* **Task directions**
Return all lines with the word "this" in them.
━━━━━━━━━━━━━━━━
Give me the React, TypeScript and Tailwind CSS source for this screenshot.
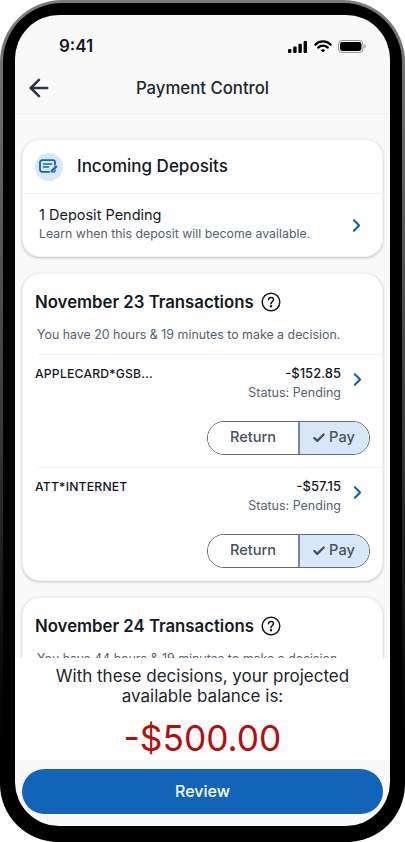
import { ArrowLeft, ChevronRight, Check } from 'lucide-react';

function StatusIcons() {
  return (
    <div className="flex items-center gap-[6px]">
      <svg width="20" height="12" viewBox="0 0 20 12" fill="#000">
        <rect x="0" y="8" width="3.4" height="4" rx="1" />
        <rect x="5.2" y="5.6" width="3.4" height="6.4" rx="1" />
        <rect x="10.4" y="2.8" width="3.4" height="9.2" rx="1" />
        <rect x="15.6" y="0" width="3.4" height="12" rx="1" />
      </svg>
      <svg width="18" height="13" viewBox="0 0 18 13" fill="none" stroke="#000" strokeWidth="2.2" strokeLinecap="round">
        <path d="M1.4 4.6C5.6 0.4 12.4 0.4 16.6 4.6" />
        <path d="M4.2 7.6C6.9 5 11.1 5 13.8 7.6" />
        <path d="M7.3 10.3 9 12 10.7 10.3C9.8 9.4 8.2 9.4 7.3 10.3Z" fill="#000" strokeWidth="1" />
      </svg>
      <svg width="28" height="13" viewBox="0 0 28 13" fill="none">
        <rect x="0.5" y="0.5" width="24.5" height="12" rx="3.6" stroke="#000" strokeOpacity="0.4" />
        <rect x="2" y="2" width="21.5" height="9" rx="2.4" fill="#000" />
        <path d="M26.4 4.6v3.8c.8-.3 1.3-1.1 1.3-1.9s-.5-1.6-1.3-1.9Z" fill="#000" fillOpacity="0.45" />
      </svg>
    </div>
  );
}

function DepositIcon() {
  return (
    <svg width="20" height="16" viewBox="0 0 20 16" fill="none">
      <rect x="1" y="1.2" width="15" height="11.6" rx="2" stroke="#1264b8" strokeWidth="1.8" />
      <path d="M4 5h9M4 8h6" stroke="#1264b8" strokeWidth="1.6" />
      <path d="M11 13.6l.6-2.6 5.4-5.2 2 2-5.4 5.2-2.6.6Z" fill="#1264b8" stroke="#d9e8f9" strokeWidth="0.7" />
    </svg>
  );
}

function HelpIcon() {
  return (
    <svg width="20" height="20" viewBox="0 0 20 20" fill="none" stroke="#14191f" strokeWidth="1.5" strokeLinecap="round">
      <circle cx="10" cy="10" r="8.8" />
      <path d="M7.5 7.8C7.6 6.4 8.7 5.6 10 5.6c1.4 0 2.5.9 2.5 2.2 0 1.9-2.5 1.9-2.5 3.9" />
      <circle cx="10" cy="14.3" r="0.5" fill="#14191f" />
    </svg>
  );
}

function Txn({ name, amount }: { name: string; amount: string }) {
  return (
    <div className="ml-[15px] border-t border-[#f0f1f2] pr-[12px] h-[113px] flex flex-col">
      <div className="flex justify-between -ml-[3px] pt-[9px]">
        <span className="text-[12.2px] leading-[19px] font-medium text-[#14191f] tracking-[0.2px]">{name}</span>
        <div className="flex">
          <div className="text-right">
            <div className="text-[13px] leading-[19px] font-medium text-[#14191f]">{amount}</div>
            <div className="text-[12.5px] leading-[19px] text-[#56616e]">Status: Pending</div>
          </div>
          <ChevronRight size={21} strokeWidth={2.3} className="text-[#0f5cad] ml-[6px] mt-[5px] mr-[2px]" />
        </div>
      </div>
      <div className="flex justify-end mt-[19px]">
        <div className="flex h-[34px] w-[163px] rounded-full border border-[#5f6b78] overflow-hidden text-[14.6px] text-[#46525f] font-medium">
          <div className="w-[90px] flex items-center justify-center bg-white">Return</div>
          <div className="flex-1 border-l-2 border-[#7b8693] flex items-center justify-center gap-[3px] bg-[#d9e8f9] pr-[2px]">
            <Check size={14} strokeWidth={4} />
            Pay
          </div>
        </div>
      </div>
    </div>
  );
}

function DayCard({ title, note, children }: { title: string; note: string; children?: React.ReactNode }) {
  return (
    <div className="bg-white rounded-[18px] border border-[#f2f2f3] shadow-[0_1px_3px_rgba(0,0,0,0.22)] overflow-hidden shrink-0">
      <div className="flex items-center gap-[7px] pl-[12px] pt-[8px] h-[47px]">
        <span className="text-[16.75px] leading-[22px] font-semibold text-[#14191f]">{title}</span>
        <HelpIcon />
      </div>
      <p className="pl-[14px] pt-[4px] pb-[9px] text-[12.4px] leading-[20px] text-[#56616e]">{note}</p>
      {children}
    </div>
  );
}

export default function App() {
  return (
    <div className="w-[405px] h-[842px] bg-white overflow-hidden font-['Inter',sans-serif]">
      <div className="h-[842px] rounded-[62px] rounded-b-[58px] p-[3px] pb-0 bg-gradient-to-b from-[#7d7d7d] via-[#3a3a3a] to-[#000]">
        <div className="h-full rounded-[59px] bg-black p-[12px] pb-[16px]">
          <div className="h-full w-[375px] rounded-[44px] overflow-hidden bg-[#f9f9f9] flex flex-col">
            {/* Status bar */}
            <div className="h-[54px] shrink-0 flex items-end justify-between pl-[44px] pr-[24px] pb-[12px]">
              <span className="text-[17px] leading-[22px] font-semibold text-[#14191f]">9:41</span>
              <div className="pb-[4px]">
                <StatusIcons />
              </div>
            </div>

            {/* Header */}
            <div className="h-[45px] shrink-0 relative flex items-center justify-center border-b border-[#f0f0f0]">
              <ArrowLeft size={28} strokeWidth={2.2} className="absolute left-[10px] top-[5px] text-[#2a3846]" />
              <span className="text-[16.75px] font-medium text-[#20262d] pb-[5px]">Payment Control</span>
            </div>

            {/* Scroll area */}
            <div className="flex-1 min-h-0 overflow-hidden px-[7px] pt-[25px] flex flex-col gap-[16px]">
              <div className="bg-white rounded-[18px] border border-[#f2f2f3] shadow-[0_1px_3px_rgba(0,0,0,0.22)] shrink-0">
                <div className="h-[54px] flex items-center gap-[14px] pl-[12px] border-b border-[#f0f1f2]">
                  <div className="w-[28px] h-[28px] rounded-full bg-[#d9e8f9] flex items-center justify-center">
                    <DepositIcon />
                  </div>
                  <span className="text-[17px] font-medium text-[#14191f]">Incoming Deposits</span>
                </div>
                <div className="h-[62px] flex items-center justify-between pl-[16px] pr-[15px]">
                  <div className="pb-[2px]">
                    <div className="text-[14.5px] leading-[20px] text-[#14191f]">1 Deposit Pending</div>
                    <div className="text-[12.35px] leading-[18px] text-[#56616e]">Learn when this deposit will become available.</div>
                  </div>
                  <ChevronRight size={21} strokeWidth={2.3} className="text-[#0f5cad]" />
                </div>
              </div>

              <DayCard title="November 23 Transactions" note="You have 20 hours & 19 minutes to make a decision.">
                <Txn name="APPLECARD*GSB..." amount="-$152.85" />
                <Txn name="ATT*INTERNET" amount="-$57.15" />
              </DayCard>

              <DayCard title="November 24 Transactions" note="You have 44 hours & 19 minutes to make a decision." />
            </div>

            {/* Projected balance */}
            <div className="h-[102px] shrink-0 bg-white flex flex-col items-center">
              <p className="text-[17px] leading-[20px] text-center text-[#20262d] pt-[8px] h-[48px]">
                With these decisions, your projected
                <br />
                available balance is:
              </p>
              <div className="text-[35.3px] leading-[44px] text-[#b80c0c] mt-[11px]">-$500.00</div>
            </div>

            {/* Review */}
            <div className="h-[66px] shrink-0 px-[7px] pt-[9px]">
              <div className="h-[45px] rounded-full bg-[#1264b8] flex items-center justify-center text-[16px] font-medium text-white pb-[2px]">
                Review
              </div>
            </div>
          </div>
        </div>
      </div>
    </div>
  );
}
━━━━━━━━━━━━━━━━
* **Task response**
Give me the React, TypeScript and Tailwind CSS source for this screenshot.
                    <div className="text-[12.35px] leading-[18px] text-[#56616e]">Learn when this deposit will become available.</div>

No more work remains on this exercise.